Accountability
The Foundation is responsible to the groups it serves: health services decision makers, researchers, and their organizations. It is accountable to funders, partners, and the Canadian public who, through their taxes, created the Foundation’s original endowment in 1997.
The responsible use of resources and the evaluation of our programs are crucial to ensuring the Foundation remains transparent. That’s why we are devoted to developing evaluation strategies and to implementing sound accountability structures and procedures.
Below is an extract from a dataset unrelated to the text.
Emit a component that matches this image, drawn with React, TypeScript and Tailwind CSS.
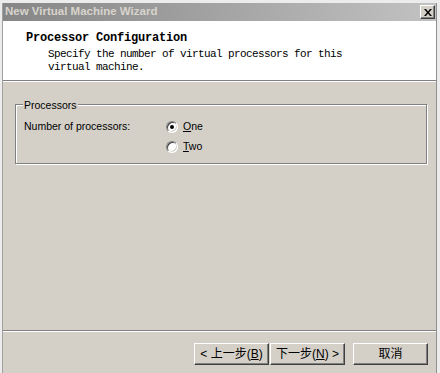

Reporting on the performance of our programs and disclosing our use of resources ensures that decisions are transparent and that programs are driven by the best available evidence.
2008 Evaluation Activities
In Health Canada’s Audit and Accountability Bureau 2008 audit report, the Foundation received high praise for its sound management and investment frameworks. Along with the audits of the Foundation’s financials, pension plan, information technology, and other reviews, the report reinforces the Foundation’s commitment to a strong accountability framework.
- The Foundation welcomed its new Director, Strategic Evaluation in November 2008. A key member of the Senior Management Team, the director is responsible for leading and supporting evaluation activities across all Foundation programs and at the organizational level. This responsibility includes developing a new corporate evaluation strategy that incorporates work to define and measure outcomes relevant to each of the Foundation’s strategic objectives.
- An evaluation of the Nursing Research Fund was completed in 2008. The report represented collective feedback from several nursing stakeholders and noted the fund’s many successes in improving the quality of nursing-related research.
- Established in 2000, the Career Reorientation Awards, an initiative of CADRE, supported established researchers to work with a mentor for one year to reorient their research. The Award achieved its objective of successfully shifting the focus of award holders to applied health services and nursing research. Given the declining number of applications, it appears that its purpose has been served and no further Awards will be granted.
- The knowledge brokering demonstration sites pilot project ran its course in 2008. The project, set up in 2004, aimed to support organizations in their efforts to link researchers with decision makers. There were six sites set up across Canada. The overall objectives of the demonstration site program – to stimulate interaction between researchers and decision makers and to increase the use of quality research in decision-making – were successfully met, and much was learned from this pilot project.